**Task input**
+--

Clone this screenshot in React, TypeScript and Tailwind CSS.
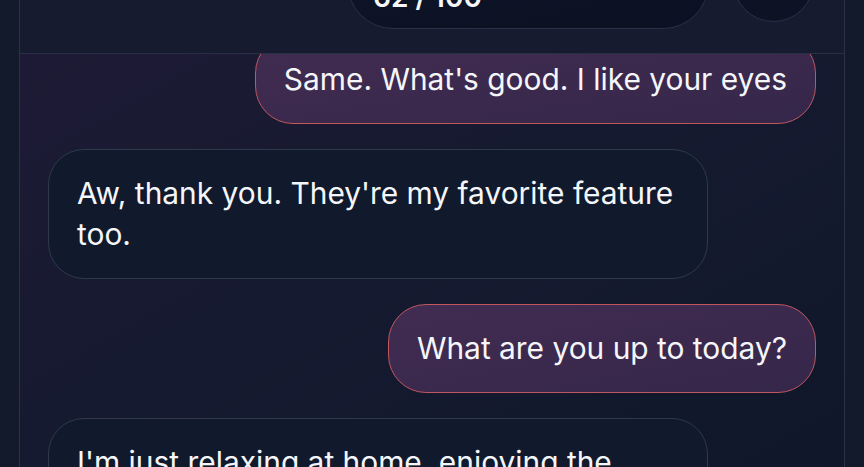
import React from "react";

type Message = { id: number; from: "me" | "them"; text: string };

const messages: Message[] = [
  { id: 1, from: "me", text: "Same. What's good. I like your eyes" },
  { id: 2, from: "them", text: "Aw, thank you. They're my favorite feature too." },
  { id: 3, from: "me", text: "What are you up to today?" },
  { id: 4, from: "them", text: "I'm just relaxing at home, enjoying the quiet afternoon with a cup of tea." },
];

function Bubble({ m }: { m: Message }) {
  if (m.from === "me") {
    return (
      <div className="flex justify-end">
        <div className="max-w-[660px] rounded-[38px] border border-[#c0565f] bg-gradient-to-br from-[#422c51] to-[#35274a] px-[28px] py-[23px] text-[29.9px] leading-[41px] text-[#f5f6fa]">
          {m.text}
        </div>
      </div>
    );
  }
  return (
    <div className="flex justify-start">
      <div className="max-w-[660px] rounded-[36px] border border-[#2e394e] bg-[#111a2c] px-[28px] py-[23px] text-[29.9px] leading-[41px] text-[#f5f6fa]">
        {m.text}
      </div>
    </div>
  );
}

export default function App() {
  return (
    <div
      className="flex h-[467px] w-full overflow-hidden bg-[#121a2b] px-[19px]"
      style={{ fontFamily: "Inter, 'Noto Sans', sans-serif" }}
    >
      <div className="flex min-w-0 flex-1 flex-col border-x border-[#2a3248] bg-gradient-to-br from-[#1f1a36] via-[#151a30] to-[#10172a]">
        <header className="relative z-10 -mt-[90px] flex items-center justify-end gap-6 border-b border-[#283046] bg-[#161b30] py-6 pr-[30px]">
          <div className="flex h-[95px] w-[362px] flex-col items-start justify-end rounded-[46px] border border-[#283147] bg-gradient-to-br from-[#0f1529] to-[#0b1122] px-[25px] pb-[14px]">
            <span className="text-[15px] text-slate-400">Messages left</span>
            <span className="text-[28px] font-semibold leading-[34px] text-[#f5f6fa]">62 / 100</span>
          </div>
          <div className="h-[81px] w-[81px] rounded-full border border-[#283147] bg-[#0d1325]" />
        </header>
        <div className="flex-1 overflow-hidden px-7">
          <div className="-mt-[19px] flex flex-col gap-[25px]">
            {messages.map((m) => (
              <Bubble key={m.id} m={m} />
            ))}
          </div>
        </div>
      </div>
    </div>
  );
}
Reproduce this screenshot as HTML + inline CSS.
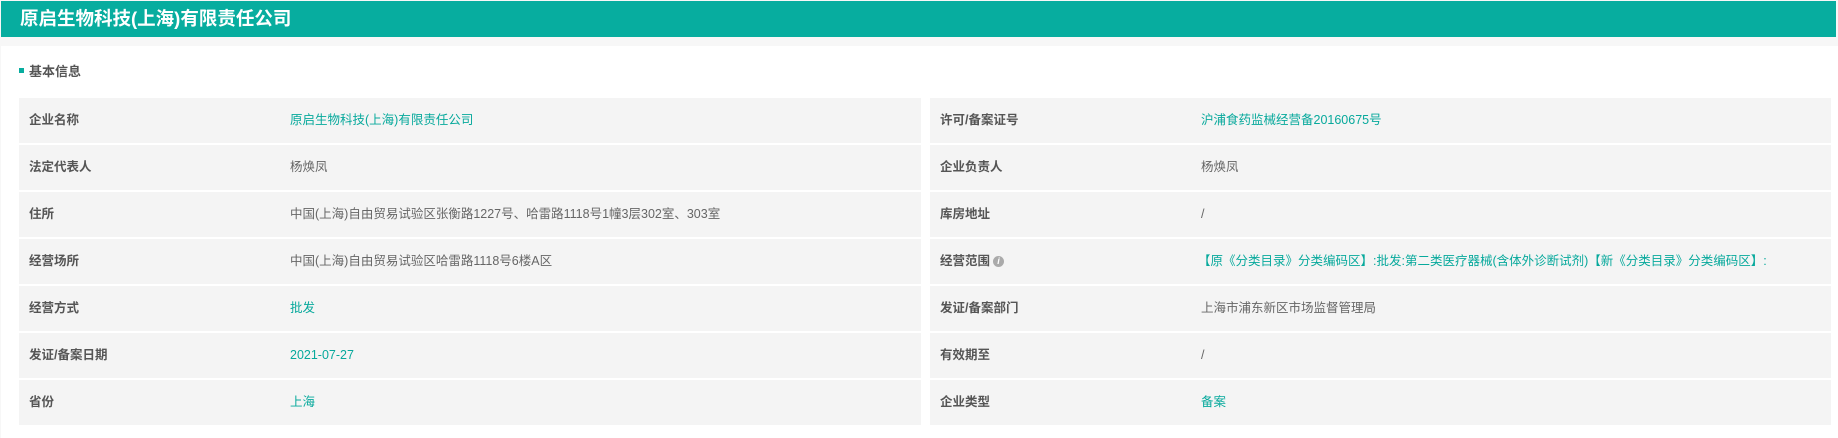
<!DOCTYPE html>
<html><head><meta charset="utf-8"><style>
*{margin:0;padding:0;box-sizing:border-box}
body{width:1838px;height:438px;background:#f7f7f7;font-family:"Liberation Sans","Noto Sans CJK SC",sans-serif;overflow:hidden;position:relative}
.hd{position:absolute;left:1px;top:1px;width:1835px;height:36px;background:#07ad9f;color:#fff;font-size:18.5px;font-weight:bold;line-height:36px;padding-left:19px}
.panel{position:absolute;left:1px;top:46px;width:1837px;height:392px;background:#fff}
.sec{position:absolute;left:19px;top:63px;font-size:13px;font-weight:bold;color:#555;line-height:18px}
.sec i{display:inline-block;width:5px;height:5px;background:#07ad9f;margin-right:5px;vertical-align:middle;position:relative;top:-2px}
.tbl{position:absolute;top:98px}
.row{height:45px;margin-bottom:2px;background:#f4f4f4;position:relative;font-size:12.5px;line-height:45px}
.l{position:absolute;left:10px;font-weight:bold;color:#555}
.v{position:absolute;color:#666}
.t{color:#07a99c}
.info{display:inline-block;width:11px;height:11px;border-radius:50%;background:#aaa;color:#fff;font-size:9px;line-height:11px;text-align:center;vertical-align:middle;margin-left:3px;font-style:italic}
</style></head><body>
<div class="hd">原启生物科技(上海)有限责任公司</div>
<div class="panel"></div>
<div class="sec"><i></i>基本信息</div>
<div class="tbl" style="left:19px;width:902px">
<div class="row"><span class="l">企业名称</span><span class="v t" style="left:271px">原启生物科技(上海)有限责任公司</span></div>
<div class="row"><span class="l">法定代表人</span><span class="v" style="left:271px">杨焕凤</span></div>
<div class="row"><span class="l">住所</span><span class="v" style="left:271px">中国(上海)自由贸易试验区张衡路1227号、哈雷路1118号1幢3层302室、303室</span></div>
<div class="row"><span class="l">经营场所</span><span class="v" style="left:271px">中国(上海)自由贸易试验区哈雷路1118号6楼A区</span></div>
<div class="row"><span class="l">经营方式</span><span class="v t" style="left:271px">批发</span></div>
<div class="row"><span class="l">发证/备案日期</span><span class="v t" style="left:271px">2021-07-27</span></div>
<div class="row"><span class="l">省份</span><span class="v t" style="left:271px">上海</span></div>
</div>
<div class="tbl" style="left:930px;width:901px">
<div class="row"><span class="l">许可/备案证号</span><span class="v t" style="left:271px">沪浦食药监械经营备20160675号</span></div>
<div class="row"><span class="l">企业负责人</span><span class="v" style="left:271px">杨焕凤</span></div>
<div class="row"><span class="l">库房地址</span><span class="v" style="left:271px">/</span></div>
<div class="row"><span class="l">经营范围<span class="info">i</span></span><span class="v t" style="left:268px">【原《分类目录》分类编码区】:批发:第二类医疗器械(含体外诊断试剂)【新《分类目录》分类编码区】:</span></div>
<div class="row"><span class="l">发证/备案部门</span><span class="v" style="left:271px">上海市浦东新区市场监督管理局</span></div>
<div class="row"><span class="l">有效期至</span><span class="v" style="left:271px">/</span></div>
<div class="row"><span class="l">企业类型</span><span class="v t" style="left:271px">备案</span></div>
</div>
</body></html>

+--

**Work required**
All of the data above should be quoted exactly, except for the pictures.

**Correct answer**
Clone this screenshot in React, TypeScript and Tailwind CSS.
import React from "react";

type Message = { id: number; from: "me" | "them"; text: string };

const messages: Message[] = [
  { id: 1, from: "me", text: "Same. What's good. I like your eyes" },
  { id: 2, from: "them", text: "Aw, thank you. They're my favorite feature too." },
  { id: 3, from: "me", text: "What are you up to today?" },
  { id: 4, from: "them", text: "I'm just relaxing at home, enjoying the quiet afternoon with a cup of tea." },
];

function Bubble({ m }: { m: Message }) {
  if (m.from === "me") {
    return (
      <div className="flex justify-end">
        <div className="max-w-[660px] rounded-[38px] border border-[#c0565f] bg-gradient-to-br from-[#422c51] to-[#35274a] px-[28px] py-[23px] text-[29.9px] leading-[41px] text-[#f5f6fa]">
          {m.text}
        </div>
      </div>
    );
  }
  return (
    <div className="flex justify-start">
      <div className="max-w-[660px] rounded-[36px] border border-[#2e394e] bg-[#111a2c] px-[28px] py-[23px] text-[29.9px] leading-[41px] text-[#f5f6fa]">
        {m.text}
      </div>
    </div>
  );
}

export default function App() {
  return (
    <div
      className="flex h-[467px] w-full overflow-hidden bg-[#121a2b] px-[19px]"
      style={{ fontFamily: "Inter, 'Noto Sans', sans-serif" }}
    >
      <div className="flex min-w-0 flex-1 flex-col border-x border-[#2a3248] bg-gradient-to-br from-[#1f1a36] via-[#151a30] to-[#10172a]">
        <header className="relative z-10 -mt-[90px] flex items-center justify-end gap-6 border-b border-[#283046] bg-[#161b30] py-6 pr-[30px]">
          <div className="flex h-[95px] w-[362px] flex-col items-start justify-end rounded-[46px] border border-[#283147] bg-gradient-to-br from-[#0f1529] to-[#0b1122] px-[25px] pb-[14px]">
            <span className="text-[15px] text-slate-400">Messages left</span>
            <span className="text-[28px] font-semibold leading-[34px] text-[#f5f6fa]">62 / 100</span>
          </div>
          <div className="h-[81px] w-[81px] rounded-full border border-[#283147] bg-[#0d1325]" />
        </header>
        <div className="flex-1 overflow-hidden px-7">
          <div className="-mt-[19px] flex flex-col gap-[25px]">
            {messages.map((m) => (
              <Bubble key={m.id} m={m} />
            ))}
          </div>
        </div>
      </div>
    </div>
  );
}
Reproduce this screenshot as HTML + inline CSS.
<!DOCTYPE html>
<html><head><meta charset="utf-8"><style>
*{margin:0;padding:0;box-sizing:border-box}
body{width:1838px;height:438px;background:#f7f7f7;font-family:"Liberation Sans","Noto Sans CJK SC",sans-serif;overflow:hidden;position:relative}
.hd{position:absolute;left:1px;top:1px;width:1835px;height:36px;background:#07ad9f;color:#fff;font-size:18.5px;font-weight:bold;line-height:36px;padding-left:19px}
.panel{position:absolute;left:1px;top:46px;width:1837px;height:392px;background:#fff}
.sec{position:absolute;left:19px;top:63px;font-size:13px;font-weight:bold;color:#555;line-height:18px}
.sec i{display:inline-block;width:5px;height:5px;background:#07ad9f;margin-right:5px;vertical-align:middle;position:relative;top:-2px}
.tbl{position:absolute;top:98px}
.row{height:45px;margin-bottom:2px;background:#f4f4f4;position:relative;font-size:12.5px;line-height:45px}
.l{position:absolute;left:10px;font-weight:bold;color:#555}
.v{position:absolute;color:#666}
.t{color:#07a99c}
.info{display:inline-block;width:11px;height:11px;border-radius:50%;background:#aaa;color:#fff;font-size:9px;line-height:11px;text-align:center;vertical-align:middle;margin-left:3px;font-style:italic}
</style></head><body>
<div class="hd">原启生物科技(上海)有限责任公司</div>
<div class="panel"></div>
<div class="sec"><i></i>基本信息</div>
<div class="tbl" style="left:19px;width:902px">
<div class="row"><span class="l">企业名称</span><span class="v t" style="left:271px">原启生物科技(上海)有限责任公司</span></div>
<div class="row"><span class="l">法定代表人</span><span class="v" style="left:271px">杨焕凤</span></div>
<div class="row"><span class="l">住所</span><span class="v" style="left:271px">中国(上海)自由贸易试验区张衡路1227号、哈雷路1118号1幢3层302室、303室</span></div>
<div class="row"><span class="l">经营场所</span><span class="v" style="left:271px">中国(上海)自由贸易试验区哈雷路1118号6楼A区</span></div>
<div class="row"><span class="l">经营方式</span><span class="v t" style="left:271px">批发</span></div>
<div class="row"><span class="l">发证/备案日期</span><span class="v t" style="left:271px">2021-07-27</span></div>
<div class="row"><span class="l">省份</span><span class="v t" style="left:271px">上海</span></div>
</div>
<div class="tbl" style="left:930px;width:901px">
<div class="row"><span class="l">许可/备案证号</span><span class="v t" style="left:271px">沪浦食药监械经营备20160675号</span></div>
<div class="row"><span class="l">企业负责人</span><span class="v" style="left:271px">杨焕凤</span></div>
<div class="row"><span class="l">库房地址</span><span class="v" style="left:271px">/</span></div>
<div class="row"><span class="l">经营范围<span class="info">i</span></span><span class="v t" style="left:268px">【原《分类目录》分类编码区】:批发:第二类医疗器械(含体外诊断试剂)【新《分类目录》分类编码区】:</span></div>
<div class="row"><span class="l">发证/备案部门</span><span class="v" style="left:271px">上海市浦东新区市场监督管理局</span></div>
<div class="row"><span class="l">有效期至</span><span class="v" style="left:271px">/</span></div>
<div class="row"><span class="l">企业类型</span><span class="v t" style="left:271px">备案</span></div>
</div>
</body></html>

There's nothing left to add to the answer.